--- Task statement ---
Quote the data below in full, minus the images.

--- Data segment ---

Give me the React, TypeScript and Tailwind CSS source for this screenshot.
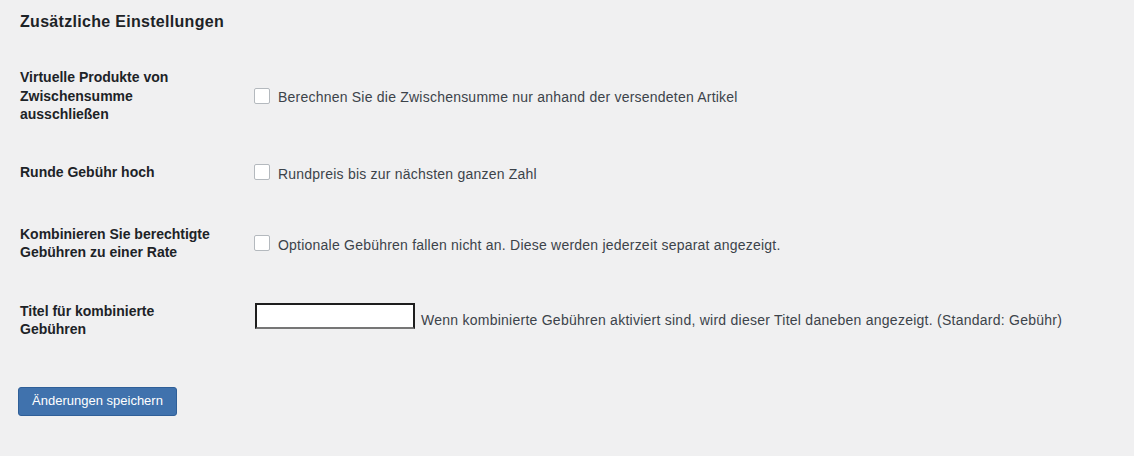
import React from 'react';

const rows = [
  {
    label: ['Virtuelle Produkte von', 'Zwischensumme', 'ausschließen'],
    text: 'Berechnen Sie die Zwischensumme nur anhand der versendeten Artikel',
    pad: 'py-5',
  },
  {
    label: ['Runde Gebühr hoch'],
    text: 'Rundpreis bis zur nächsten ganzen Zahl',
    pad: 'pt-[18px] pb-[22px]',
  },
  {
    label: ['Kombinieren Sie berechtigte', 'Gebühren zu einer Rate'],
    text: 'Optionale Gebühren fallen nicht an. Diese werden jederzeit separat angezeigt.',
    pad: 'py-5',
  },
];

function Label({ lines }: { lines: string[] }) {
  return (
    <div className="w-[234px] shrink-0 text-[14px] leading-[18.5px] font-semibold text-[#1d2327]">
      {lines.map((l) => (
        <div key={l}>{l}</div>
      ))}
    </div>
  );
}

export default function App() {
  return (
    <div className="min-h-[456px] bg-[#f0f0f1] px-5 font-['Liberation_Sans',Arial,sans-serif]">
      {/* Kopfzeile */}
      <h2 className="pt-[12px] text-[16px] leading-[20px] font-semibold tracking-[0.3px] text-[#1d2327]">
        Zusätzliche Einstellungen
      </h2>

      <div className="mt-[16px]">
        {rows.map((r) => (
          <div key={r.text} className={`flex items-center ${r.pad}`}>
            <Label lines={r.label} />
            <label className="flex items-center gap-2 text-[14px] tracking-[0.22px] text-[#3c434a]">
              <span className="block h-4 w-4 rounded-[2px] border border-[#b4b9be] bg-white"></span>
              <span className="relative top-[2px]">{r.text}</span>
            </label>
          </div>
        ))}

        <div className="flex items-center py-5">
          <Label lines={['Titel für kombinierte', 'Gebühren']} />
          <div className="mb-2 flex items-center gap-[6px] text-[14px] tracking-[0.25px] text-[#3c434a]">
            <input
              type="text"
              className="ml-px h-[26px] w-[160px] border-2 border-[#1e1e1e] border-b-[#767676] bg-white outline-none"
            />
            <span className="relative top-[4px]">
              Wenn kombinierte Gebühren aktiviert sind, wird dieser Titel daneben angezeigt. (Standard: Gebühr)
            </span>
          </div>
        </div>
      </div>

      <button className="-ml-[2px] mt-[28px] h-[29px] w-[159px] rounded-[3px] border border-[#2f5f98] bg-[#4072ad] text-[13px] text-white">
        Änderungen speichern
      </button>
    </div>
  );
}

--- Answer to the problem ---
Give me the React, TypeScript and Tailwind CSS source for this screenshot.
import React from 'react';

const rows = [
  {
    label: ['Virtuelle Produkte von', 'Zwischensumme', 'ausschließen'],
    text: 'Berechnen Sie die Zwischensumme nur anhand der versendeten Artikel',
    pad: 'py-5',
  },
  {
    label: ['Runde Gebühr hoch'],
    text: 'Rundpreis bis zur nächsten ganzen Zahl',
    pad: 'pt-[18px] pb-[22px]',
  },
  {
    label: ['Kombinieren Sie berechtigte', 'Gebühren zu einer Rate'],
    text: 'Optionale Gebühren fallen nicht an. Diese werden jederzeit separat angezeigt.',
    pad: 'py-5',
  },
];

function Label({ lines }: { lines: string[] }) {
  return (
    <div className="w-[234px] shrink-0 text-[14px] leading-[18.5px] font-semibold text-[#1d2327]">
      {lines.map((l) => (
        <div key={l}>{l}</div>
      ))}
    </div>
  );
}

export default function App() {
  return (
    <div className="min-h-[456px] bg-[#f0f0f1] px-5 font-['Liberation_Sans',Arial,sans-serif]">
      {/* Kopfzeile */}
      <h2 className="pt-[12px] text-[16px] leading-[20px] font-semibold tracking-[0.3px] text-[#1d2327]">
        Zusätzliche Einstellungen
      </h2>

      <div className="mt-[16px]">
        {rows.map((r) => (
          <div key={r.text} className={`flex items-center ${r.pad}`}>
            <Label lines={r.label} />
            <label className="flex items-center gap-2 text-[14px] tracking-[0.22px] text-[#3c434a]">
              <span className="block h-4 w-4 rounded-[2px] border border-[#b4b9be] bg-white"></span>
              <span className="relative top-[2px]">{r.text}</span>
            </label>
          </div>
        ))}

        <div className="flex items-center py-5">
          <Label lines={['Titel für kombinierte', 'Gebühren']} />
          <div className="mb-2 flex items-center gap-[6px] text-[14px] tracking-[0.25px] text-[#3c434a]">
            <input
              type="text"
              className="ml-px h-[26px] w-[160px] border-2 border-[#1e1e1e] border-b-[#767676] bg-white outline-none"
            />
            <span className="relative top-[4px]">
              Wenn kombinierte Gebühren aktiviert sind, wird dieser Titel daneben angezeigt. (Standard: Gebühr)
            </span>
          </div>
        </div>
      </div>

      <button className="-ml-[2px] mt-[28px] h-[29px] w-[159px] rounded-[3px] border border-[#2f5f98] bg-[#4072ad] text-[13px] text-white">
        Änderungen speichern
      </button>
    </div>
  );
}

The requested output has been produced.